Bishop Lisboa continued: “We are working to calm people’s spirits and ask them to remain tranquil. We have asked people not to transmit violent images and also not to spread any more rumors about what has happened, because this only creates more panic and only succeeds in fostering an atmosphere of insecurity.
“We are praying fervently and we ask for your prayers so that these attacks may stop and that the authorities may detain and convict those behind them. We must not allow ourselves to feel trapped or paralyzed, though at the same time we still have to exercise caution.”
The country is rich in natural resources, which hold a promise for economic growth benefitting all citizens. However, the bishop said, “in recent years, following the discovery of many of these natural resources, we have been the target of a veritable invasion of people from all sorts of different places, companies and projects. Our natural resources could create employment, stability and hope for our society if they are well managed, shared and supervised. But the inequalities that have always existed can only be overcome if there is a serious and responsible sharing out of the benefits.”

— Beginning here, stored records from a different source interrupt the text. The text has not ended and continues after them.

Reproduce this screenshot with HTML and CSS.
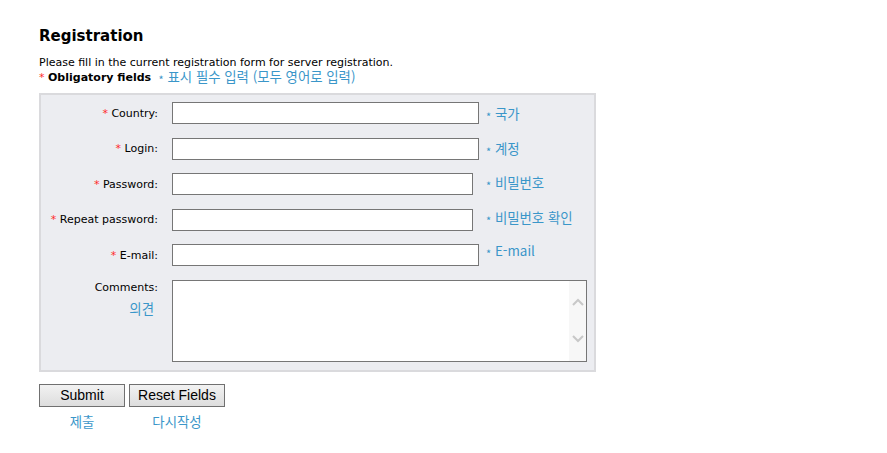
FILE: index.html
```html
<!DOCTYPE html>
<html lang="ko">
<head>
    <meta charset="UTF-8">
    <title>Registration</title>
    <link rel="stylesheet" href="styles.css">
</head>
<body>
    <h2>Registration</h2>
    <p class="intro">Please fill in the current registration form for server registration.</p>
    <p class="oblig"><span class="req">*</span> <b>Obligatory fields</b> <span class="ko"><span class="star">*</span> 표시 필수 입력 (모두 영어로 입력)</span></p>

    <form class="regbox">
        <label class="lbl"><span class="req">*</span> Country:</label>
        <input type="text" class="field">
        <span class="ko note"><span class="star">*</span> 국가</span>

        <label class="lbl"><span class="req">*</span> Login:</label>
        <input type="text" class="field">
        <span class="ko note"><span class="star">*</span> 계정</span>

        <label class="lbl"><span class="req">*</span> Password:</label>
        <input type="password" class="field short">
        <span class="ko note up"><span class="star">*</span> 비밀번호</span>

        <label class="lbl"><span class="req">*</span> Repeat password:</label>
        <input type="password" class="field short">
        <span class="ko note up"><span class="star">*</span> 비밀번호 확인</span>

        <label class="lbl"><span class="req">*</span> E-mail:</label>
        <input type="text" class="field">
        <span class="ko note top"><span class="star">*</span> E-mail</span>

        <div class="lbl comm">
            Comments:
            <span class="ko">의견</span>
        </div>
        <div class="tawrap">
            <textarea></textarea>
            <div class="sbar">
                <svg width="12" height="8" viewBox="0 0 12 8"><path d="M1 7 L6 2 L11 7" fill="none" stroke="#c8c8c8" stroke-width="2"/></svg>
                <svg width="12" height="8" viewBox="0 0 12 8"><path d="M1 1 L6 6 L11 1" fill="none" stroke="#c8c8c8" stroke-width="2"/></svg>
            </div>
        </div>
    </form>

    <div class="buttons">
        <div class="btncol">
            <button type="button" class="btn submit">Submit</button>
            <span class="ko">제출</span>
        </div>
        <div class="btncol">
            <button type="button" class="btn reset">Reset Fields</button>
            <span class="ko">다시작성</span>
        </div>
    </div>
</body>
</html>
```

FILE: styles.css
```css
body {
    margin: 0;
    padding: 26px 0 0 39px;
    font-family: "DejaVu Sans", Verdana, sans-serif;
    font-size: 11px;
    color: #000;
    background: #fff;
}
h2 {
    font-size: 15px;
    margin: 0 0 10px 0;
    line-height: 20px;
}
.intro {
    margin: 0;
    line-height: 13px;
}
.oblig {
    margin: 0 0 11px 0;
    line-height: 13px;
    height: 13px;
}
.req {
    color: #ff2a2a;
}
.ko {
    font-family: "Noto Sans CJK KR", "Noto Sans", sans-serif;
    font-size: 13.4px;
    color: #3a96c9;
    line-height: 18px;
}
.oblig .ko {
    margin-left: 4px;
    position: relative;
    top: 1px;
    line-height: 13px;
}
.star {
    font-size: 11px;
    position: relative;
    top: 2px;
}
.regbox {
    width: 553px;
    background-color: #ecedf1;
    border: 2px solid #dadadd;
    padding: 7px 0 8px 0;
    margin: 0;
    display: grid;
    grid-template-columns: 117px 321px auto;
    row-gap: 13.5px;
    align-items: center;
}
.lbl {
    text-align: right;
    white-space: nowrap;
}
.field {
    grid-column: 2;
    width: 307px;
    height: 22px;
    box-sizing: border-box;
    border: 1px solid #767676;
    background: #fff;
    margin: 0 0 0 14px;
}
.field.short {
    width: 301px;
}
.note {
    padding-left: 7px;
    white-space: nowrap;
}
.note.up {
    position: relative;
    top: -2px;
}
.note.top {
    position: relative;
    top: -5px;
}
.comm {
    align-self: start;
    display: flex;
    flex-direction: column;
    align-items: flex-end;
    padding-top: 1px;
    gap: 5px;
    line-height: 13px;
}
.comm .ko {
    padding-right: 4px;
}
.tawrap {
    grid-column: 2 / 4;
    margin-left: 14px;
    width: 415px;
    height: 82px;
    box-sizing: border-box;
    border: 1px solid #767676;
    background: #fff;
    display: flex;
}
.tawrap textarea {
    flex: 1;
    border: none;
    margin: 0;
    resize: none;
    outline: none;
}
.sbar {
    width: 17px;
    background: #f7f7f7;
    display: flex;
    flex-direction: column;
    align-items: center;
    justify-content: space-between;
    padding: 17px 0 18px 0;
}
.buttons {
    display: flex;
    gap: 4px;
    margin-top: 12px;
}
.btncol {
    display: flex;
    flex-direction: column;
    align-items: center;
    gap: 5px;
}
.btn {
    font-family: "Liberation Sans", Arial, sans-serif;
    font-size: 14px;
    height: 23px;
    border: 1px solid #707070;
    background: linear-gradient(#f2f2f2, #dddddd);
    padding: 0;
    color: #000;
}
.submit {
    width: 86px;
}
.reset {
    width: 96px;
}
```
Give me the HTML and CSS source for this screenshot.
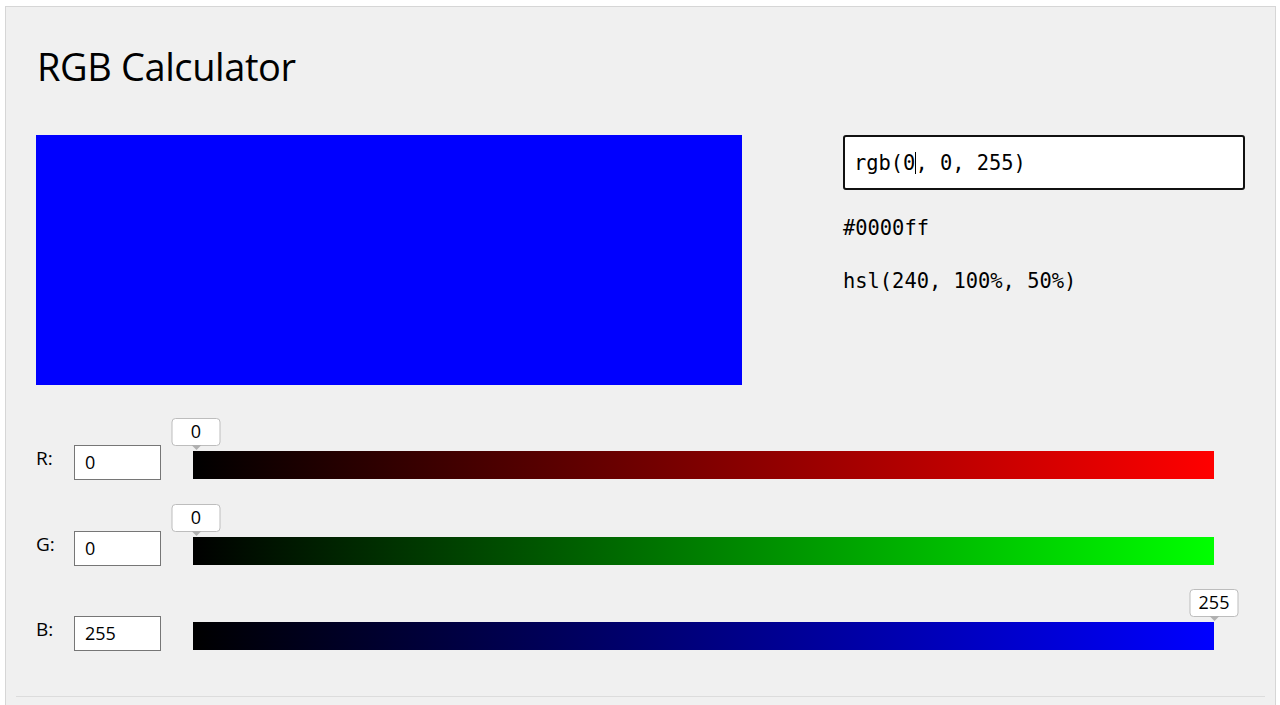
FILE: index.html
```html
<!DOCTYPE html>
<html lang="en">
<head>
<meta charset="utf-8">
<title>RGB Calculator</title>
<link rel="stylesheet" href="styles.css">
</head>
<body>
<div class="app">
  <h1 class="title">RGB Calculator</h1>
  <div class="top">
    <div class="swatch"></div>
    <div class="info">
      <div class="rgb-input"><span>rgb(0</span><span class="caret"></span><span>, 0, 255)</span></div>
      <div class="code">#0000ff</div>
      <div class="code">hsl(240, 100%, 50%)</div>
    </div>
  </div>
  <div class="sliders">
    <div class="row">
      <label class="lbl">R:</label>
      <div class="num">0</div>
      <div class="track track-r">
        <div class="tip" style="left: 3px">0</div>
      </div>
    </div>
    <div class="row">
      <label class="lbl">G:</label>
      <div class="num">0</div>
      <div class="track track-g">
        <div class="tip" style="left: 3px">0</div>
      </div>
    </div>
    <div class="row">
      <label class="lbl">B:</label>
      <div class="num">255</div>
      <div class="track track-b">
        <div class="tip" style="left: 100%">255</div>
      </div>
    </div>
  </div>
  <div class="footer"></div>
</div>
</body>
</html>
```

FILE: styles.css
```css
html, body {
  margin: 0;
  padding: 0;
  background: #ffffff;
}
body {
  padding: 6px 4px 0 5px;
  font-family: "Open Sans", "Noto Sans", sans-serif;
  color: #000;
}
.app {
  background: #f0f0f0;
  border: 1px solid #d6d6d6;
  border-bottom: none;
  padding: 0 30px 0 30px;
  min-height: 720px;
  box-sizing: border-box;
}
.title {
  margin: 0;
  padding-top: 35px;
  font-size: 38px;
  font-weight: 400;
  line-height: 48px;
  padding-left: 1px;
  letter-spacing: -0.4px;
}
.top {
  display: flex;
  margin-top: 45px;
}
.swatch {
  width: 706px;
  height: 250px;
  background: #0000ff;
}
.info {
  margin-left: 101px;
  flex: 1;
}
.rgb-input {
  height: 55px;
  box-sizing: border-box;
  border: 2px solid #111;
  border-radius: 3px;
  background: #fff;
  padding-left: 9px;
  display: flex;
  align-items: center;
  font-family: "DejaVu Sans Mono", "Liberation Mono", monospace;
  font-size: 20.4px;
  white-space: pre;
}
.caret {
  display: inline-block;
  width: 1px;
  height: 22px;
  background: #000;
  margin-right: -1px;
}
.code {
  font-family: "DejaVu Sans Mono", "Liberation Mono", monospace;
  font-size: 20.4px;
  line-height: 24px;
  margin-top: 26px;
}
.code + .code {
  margin-top: 29px;
}
.sliders {
  margin-top: 26px;
  display: flex;
  flex-direction: column;
}
.row {
  display: flex;
  align-items: flex-start;
  padding-top: 34px;
  height: 34px;
  margin-bottom: 17.5px;
}
.lbl {
  width: 38px;
  font-size: 19px;
  line-height: 22px;
  padding-top: 2px;
}
.num {
  width: 87px;
  height: 35px;
  box-sizing: border-box;
  border: 1px solid #767676;
  background: #fff;
  font-size: 18px;
  line-height: 33px;
  padding-left: 10px;
}
.track {
  position: relative;
  flex: 1;
  height: 28px;
  margin: 6px 31px 0 32px;
}
.track-r { background: linear-gradient(to right, #000000, #ff0000); }
.track-g { background: linear-gradient(to right, #000000, #00ff00); }
.track-b { background: linear-gradient(to right, #000000, #0000ff); }
.tip {
  position: absolute;
  bottom: 33px;
  transform: translateX(-50%);
  width: 49px;
  height: 28px;
  box-sizing: border-box;
  background: #fff;
  border: 1px solid #bdbdbd;
  border-radius: 4px;
  font-size: 18px;
  line-height: 25px;
  text-align: center;
}
.tip::after {
  content: "";
  position: absolute;
  left: 50%;
  top: 100%;
  margin-left: -5px;
  border-left: 5px solid transparent;
  border-right: 5px solid transparent;
  border-top: 5px solid #b0b0b0;
}
.footer {
  margin: 28px -20px 0 -20px;
  border-top: 1px solid #dcdcdc;
}
```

The Church must also cope with poverty, maternal and infant malnutrition, premature marriages, teenage pregnancies, lack of adequate healthcare among the people, and the lack of educational opportunities. Then there is the ‘hidden’ debt run up by the previous government, which has contributed to the increase in poverty, and the lack of national reconciliation after two civil wars.
Bishop Lisboa has encouraged all the people to intensify their prayers and “not allow ourselves to be blinded by religious, ethnic or political prejudices, but instead to form ourselves into a great movement of kind sentiments, good actions, good relations, good advice and good initiatives. So that peace, which is always the fruit of justice, may return and reign again among us.”